Data section:
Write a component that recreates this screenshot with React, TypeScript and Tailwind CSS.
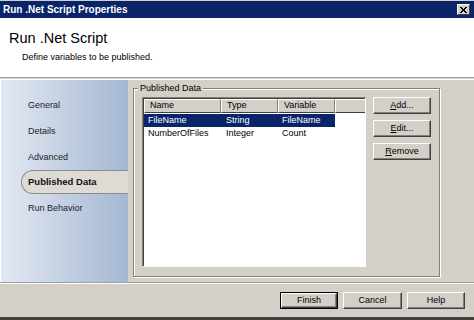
const ui = { fontFamily: '"Liberation Sans", Arial, sans-serif' };

function Btn({ label, hot, isDefault }: { label: string; hot?: number; isDefault?: boolean }) {
    const txt = hot === undefined
        ? <span>{label}</span>
        : <span>{label.slice(0, hot)}<u>{label[hot]}</u>{label.slice(hot + 1)}</span>;
    return <div className={`h-[17px] flex ${isDefault ? "border border-black" : ""}`}>
        <div className="flex-1 flex items-center justify-center bg-[#d4d0c8] border-t border-l border-t-white border-l-white border-b border-r border-b-[#404040] border-r-[#404040] shadow-[inset_-1px_-1px_0_#808080] text-[9px] text-black">
            {txt}
        </div>
    </div>
}

function HeaderCell({ label, w }: { label: string; w: string }) {
    return <div className={`${w} h-[14px] flex items-center pl-[5px] bg-[#d4d0c8] border-t border-l border-t-white border-l-white border-b border-r border-b-[#404040] border-r-[#808080] text-[9px] text-black`}>{label}</div>
}

export default function App() {
    const navItems = ["General", "Details", "Advanced", "Published Data", "Run Behavior"];
    return <div style={ui} className="w-[474px] h-[320px] flex flex-col bg-[#d4d0c8] overflow-hidden">
        <div className="h-[18px] border-t border-t-[#d4d0c8] bg-[#0a246a] flex items-center justify-between pl-[3px] pr-[4px]">
            <p className="text-[10px] font-bold text-white">Run .Net Script Properties</p>
            <div className="w-[13px] h-[11px] bg-[#d4d0c8] border-t border-l border-t-white border-l-white border-b border-r border-b-[#404040] border-r-[#404040] flex items-center justify-center">
                <svg width="7" height="6" viewBox="0 0 7 6"><path d="M0 0 L6 6 M1 0 L7 6 M6 0 L0 6 M7 0 L1 6" stroke="#000" strokeWidth="1" /></svg>
            </div>
        </div>
        <div className="h-[59px] bg-white pl-[9px] pt-[10px]">
            <p className="text-[14.5px] leading-[20px] text-black">Run .Net Script</p>
            <p className="text-[9px] leading-[12px] text-black pl-[13px] pt-[3px]">Define variables to be published.</p>
        </div>
        <div className="h-[3px] border-t border-t-[#a0a0a0] border-b border-b-white bg-[#d4d0c8]" />
        <div className="h-[202px] flex">
            <div className="w-[128px] bg-linear-to-r from-[#e3e9f3] to-[#a5b7d1] pt-[12px] border-l border-l-white">
                {navItems.map(item => item === "Published Data"
                    ? <div key={item} className="h-[25.75px] flex items-center">
                        <div className="ml-[20px] flex-1 h-[24px] rounded-l-[12px] bg-[#dedbd4] border border-r-0 border-[#8c8c8c] flex items-center pl-[6px] text-[9.5px] font-bold text-[#111]">{item}</div>
                    </div>
                    : <div key={item} className="h-[25.75px] flex items-center pt-[2px] pl-[27px] text-[9px] text-[#1c1c2c]">{item}</div>)}
            </div>
            <div className="flex-1 pl-[5px] pr-[34px] pt-[8px] pb-[5px] flex">
                <div className="relative flex-1 border border-[#808080] shadow-[1px_1px_0_white,inset_1px_1px_0_white] flex pl-[8px] pt-[8px] pb-[9px]">
                    <p className="absolute left-[4px] top-[-7px] px-[2px] bg-[#d4d0c8] text-[9px] text-black">Published Data</p>
                    <div className="w-[224px] bg-white border-t border-l border-t-[#808080] border-l-[#808080] border-b border-r border-b-white border-r-white shadow-[inset_1px_1px_0_#404040]">
                        <div className="flex pl-[1px] pt-[1px]">
                            <HeaderCell label="Name" w="w-[77px]" />
                            <HeaderCell label="Type" w="w-[57px]" />
                            <HeaderCell label="Variable" w="w-[57px]" />
                            <div className="flex-1 h-[14px] bg-[#d4d0c8] border-t border-l border-t-white border-l-white border-b border-b-[#404040]" />
                        </div>
                        <div className="pl-[1px] pt-[1px]">
                            <div className="flex w-[191px] h-[13px] items-center bg-[#0a246a] text-white text-[9px]">
                                <span className="w-[77px] pl-[4px]">FileName</span>
                                <span className="w-[57px] pl-[5px]">String</span>
                                <span className="w-[57px] pl-[4px]">FileName</span>
                            </div>
                            <div className="flex w-[191px] h-[13px] items-center text-black text-[9px]">
                                <span className="w-[77px] pl-[4px]">NumberOfFiles</span>
                                <span className="w-[57px] pl-[5px]">Integer</span>
                                <span className="w-[57px] pl-[4px]">Count</span>
                            </div>
                        </div>
                    </div>
                    <div className="w-[58px] ml-[7px] flex flex-col gap-[6px]">
                        <Btn label="Add..." hot={0} />
                        <Btn label="Edit..." hot={0} />
                        <Btn label="Remove" hot={0} />
                    </div>
                </div>
            </div>
        </div>
        <div className="flex-1 border-t border-t-[#a0a0a0] shadow-[inset_0_1px_0_white] flex justify-end items-start pt-[9px] pr-[9px] gap-[5px]">
            <div className="w-[58px]"><Btn label="Finish" isDefault /></div>
            <div className="w-[59px]"><Btn label="Cancel" /></div>
            <div className="w-[58px]"><Btn label="Help" /></div>
        </div>
        <div className="h-[3px] bg-[#404040]" />
    </div>
}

What you need to do: Copy the data character for character, but drop all pictures from the copy.

Task output:
Write a component that recreates this screenshot with React, TypeScript and Tailwind CSS.
const ui = { fontFamily: '"Liberation Sans", Arial, sans-serif' };

function Btn({ label, hot, isDefault }: { label: string; hot?: number; isDefault?: boolean }) {
    const txt = hot === undefined
        ? <span>{label}</span>
        : <span>{label.slice(0, hot)}<u>{label[hot]}</u>{label.slice(hot + 1)}</span>;
    return <div className={`h-[17px] flex ${isDefault ? "border border-black" : ""}`}>
        <div className="flex-1 flex items-center justify-center bg-[#d4d0c8] border-t border-l border-t-white border-l-white border-b border-r border-b-[#404040] border-r-[#404040] shadow-[inset_-1px_-1px_0_#808080] text-[9px] text-black">
            {txt}
        </div>
    </div>
}

function HeaderCell({ label, w }: { label: string; w: string }) {
    return <div className={`${w} h-[14px] flex items-center pl-[5px] bg-[#d4d0c8] border-t border-l border-t-white border-l-white border-b border-r border-b-[#404040] border-r-[#808080] text-[9px] text-black`}>{label}</div>
}

export default function App() {
    const navItems = ["General", "Details", "Advanced", "Published Data", "Run Behavior"];
    return <div style={ui} className="w-[474px] h-[320px] flex flex-col bg-[#d4d0c8] overflow-hidden">
        <div className="h-[18px] border-t border-t-[#d4d0c8] bg-[#0a246a] flex items-center justify-between pl-[3px] pr-[4px]">
            <p className="text-[10px] font-bold text-white">Run .Net Script Properties</p>
            <div className="w-[13px] h-[11px] bg-[#d4d0c8] border-t border-l border-t-white border-l-white border-b border-r border-b-[#404040] border-r-[#404040] flex items-center justify-center">
                <svg width="7" height="6" viewBox="0 0 7 6"><path d="M0 0 L6 6 M1 0 L7 6 M6 0 L0 6 M7 0 L1 6" stroke="#000" strokeWidth="1" /></svg>
            </div>
        </div>
        <div className="h-[59px] bg-white pl-[9px] pt-[10px]">
            <p className="text-[14.5px] leading-[20px] text-black">Run .Net Script</p>
            <p className="text-[9px] leading-[12px] text-black pl-[13px] pt-[3px]">Define variables to be published.</p>
        </div>
        <div className="h-[3px] border-t border-t-[#a0a0a0] border-b border-b-white bg-[#d4d0c8]" />
        <div className="h-[202px] flex">
            <div className="w-[128px] bg-linear-to-r from-[#e3e9f3] to-[#a5b7d1] pt-[12px] border-l border-l-white">
                {navItems.map(item => item === "Published Data"
                    ? <div key={item} className="h-[25.75px] flex items-center">
                        <div className="ml-[20px] flex-1 h-[24px] rounded-l-[12px] bg-[#dedbd4] border border-r-0 border-[#8c8c8c] flex items-center pl-[6px] text-[9.5px] font-bold text-[#111]">{item}</div>
                    </div>
                    : <div key={item} className="h-[25.75px] flex items-center pt-[2px] pl-[27px] text-[9px] text-[#1c1c2c]">{item}</div>)}
            </div>
            <div className="flex-1 pl-[5px] pr-[34px] pt-[8px] pb-[5px] flex">
                <div className="relative flex-1 border border-[#808080] shadow-[1px_1px_0_white,inset_1px_1px_0_white] flex pl-[8px] pt-[8px] pb-[9px]">
                    <p className="absolute left-[4px] top-[-7px] px-[2px] bg-[#d4d0c8] text-[9px] text-black">Published Data</p>
                    <div className="w-[224px] bg-white border-t border-l border-t-[#808080] border-l-[#808080] border-b border-r border-b-white border-r-white shadow-[inset_1px_1px_0_#404040]">
                        <div className="flex pl-[1px] pt-[1px]">
                            <HeaderCell label="Name" w="w-[77px]" />
                            <HeaderCell label="Type" w="w-[57px]" />
                            <HeaderCell label="Variable" w="w-[57px]" />
                            <div className="flex-1 h-[14px] bg-[#d4d0c8] border-t border-l border-t-white border-l-white border-b border-b-[#404040]" />
                        </div>
                        <div className="pl-[1px] pt-[1px]">
                            <div className="flex w-[191px] h-[13px] items-center bg-[#0a246a] text-white text-[9px]">
                                <span className="w-[77px] pl-[4px]">FileName</span>
                                <span className="w-[57px] pl-[5px]">String</span>
                                <span className="w-[57px] pl-[4px]">FileName</span>
                            </div>
                            <div className="flex w-[191px] h-[13px] items-center text-black text-[9px]">
                                <span className="w-[77px] pl-[4px]">NumberOfFiles</span>
                                <span className="w-[57px] pl-[5px]">Integer</span>
                                <span className="w-[57px] pl-[4px]">Count</span>
                            </div>
                        </div>
                    </div>
                    <div className="w-[58px] ml-[7px] flex flex-col gap-[6px]">
                        <Btn label="Add..." hot={0} />
                        <Btn label="Edit..." hot={0} />
                        <Btn label="Remove" hot={0} />
                    </div>
                </div>
            </div>
        </div>
        <div className="flex-1 border-t border-t-[#a0a0a0] shadow-[inset_0_1px_0_white] flex justify-end items-start pt-[9px] pr-[9px] gap-[5px]">
            <div className="w-[58px]"><Btn label="Finish" isDefault /></div>
            <div className="w-[59px]"><Btn label="Cancel" /></div>
            <div className="w-[58px]"><Btn label="Help" /></div>
        </div>
        <div className="h-[3px] bg-[#404040]" />
    </div>
}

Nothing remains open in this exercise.